Cruz erigida cerca del río Ser, en el término de Serinyà,
donde cayeron asesinados los siete religiosos.
donde cayeron asesinados los siete religiosos.
Corrobora los hechos Rafael Quintana, labrador que estaba trabajando con José Gassiot en un lugar alto, al otro lado del río, quien declara que: “Vimos detenerse un autocar y cómo sacaban primero a cuatro, atados de dos en dos y los empujaban hacia un ribazo. Acercándonos, oímos una discusión y una descarga, y vimos cómo se desplomaban los cuatro cuerpos a la vez.
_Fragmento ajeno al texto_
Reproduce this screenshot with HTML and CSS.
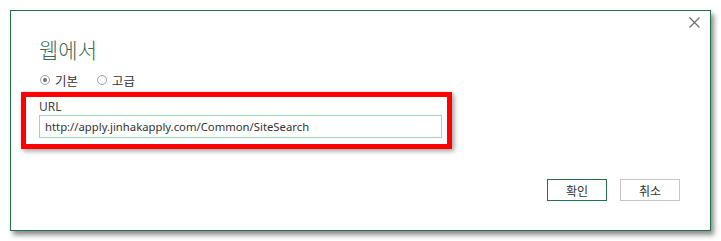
FILE: index.html
```html
<!DOCTYPE html>
<html lang="ko">
<head>
<meta charset="utf-8">
<link rel="stylesheet" href="styles.css">
</head>
<body>
<div class="dialog">
  <button class="close" aria-label="닫기">
    <svg width="11" height="11" viewBox="0 0 11 11"><path d="M0.5 0.5L10.5 10.5M10.5 0.5L0.5 10.5" stroke="#6d6d6d" stroke-width="1.2" fill="none"/></svg>
  </button>
  <h1 class="title">웹에서</h1>
  <div class="modes">
    <label class="mode"><span class="radio checked"></span>기본</label>
    <label class="mode"><span class="radio"></span>고급</label>
  </div>
  <div class="highlight">
    <div class="field-label">URL</div>
    <div class="input">http://apply.jinhakapply.com/Common/SiteSearch</div>
  </div>
  <div class="actions">
    <button class="btn primary">확인</button>
    <button class="btn">취소</button>
  </div>
</div>
</body>
</html>
```
FILE: styles.css
```css
* { box-sizing: border-box; }
html, body { margin: 0; padding: 0; background: #ffffff; }
body {
  font-family: "Segoe UI", "Noto Sans", "Noto Sans CJK KR", sans-serif;
  color: #444444;
  font-size: 12px;
}
.dialog {
  position: relative;
  margin: 10px;
  width: 701px;
  height: 221px;
  border: 1px solid #217346;
  background: #ffffff;
  box-shadow: 3px 4px 5px rgba(0,0,0,0.45);
  display: flex;
  flex-direction: column;
}
.close {
  position: absolute;
  top: 6px;
  right: 10px;
  border: 0;
  background: none;
  padding: 0;
  width: 11px;
  height: 11px;
  line-height: 0;
}
.title {
  margin: 24px 0 0 28px;
  font-size: 21px;
  font-weight: 300;
  line-height: 28px;
  color: #3d6b57;
  font-family: "Noto Sans CJK KR", sans-serif;
}
.modes {
  display: flex;
  gap: 19px;
  margin: 8px 0 0 29px;
  height: 18px;
  align-items: center;
}
.mode {
  display: flex;
  align-items: center;
  gap: 5px;
  font-family: "Noto Sans CJK KR", sans-serif;
  font-size: 12.5px;
  color: #333;
}
.radio {
  width: 10px;
  height: 10px;
  border-radius: 50%;
  border: 1px solid #a0a0a0;
  background: #fff;
  display: inline-flex;
  align-items: center;
  justify-content: center;
}
.radio.checked::after {
  content: "";
  width: 4px;
  height: 4px;
  border-radius: 50%;
  background: #707070;
}
.highlight {
  margin: 3px 0 0 10px;
  width: 431px;
  border: 5px solid #ff0000;
  padding: 2px 5px 6px 13px;
  box-shadow: 2px 2px 5px rgba(0,0,0,0.4);
}
.field-label {
  font-size: 12px;
  line-height: 16px;
  color: #444;
}
.input {
  height: 23px;
  border: 1px solid #9fd6b6;
  padding: 0 5px;
  font-size: 11.3px;
  line-height: 21px;
  color: #333;
}
.actions {
  display: flex;
  justify-content: flex-end;
  gap: 13px;
  margin: 30px 30px 0 0;
}
.btn {
  width: 60px;
  height: 22px;
  border: 1px solid #c6c6c6;
  background: #fff;
  font-family: "Noto Sans CJK KR", sans-serif;
  font-size: 12px;
  color: #333;
  padding: 0;
}
.btn.primary {
  border-color: #217346;
}
```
Después sacaron a otros tres y los pusieron delante de los que habían caído y sonó una segunda descarga. Unos quince hombres subieron al autocar que atravesó el puente hacia el pueblo, y llegó el coche que estaba parado más atrás, del que bajaron cuatro o cinco individuos, que se acercaron a los caídos y les dispararon unos quince tiros de gracia”.
El convoy marchó a Serinyà atravesando las calles con sus ocupantes dando gritos revolucionarios con el puño cerrado en alto. Conocida la siniestra noticia, gente del pueblo y que circulaba por la carretera fueron a ver los cadáveres. Un muchacho tomó de las manos de uno de ellos un crucifijo ensangrentado y se lo escondió en el pecho.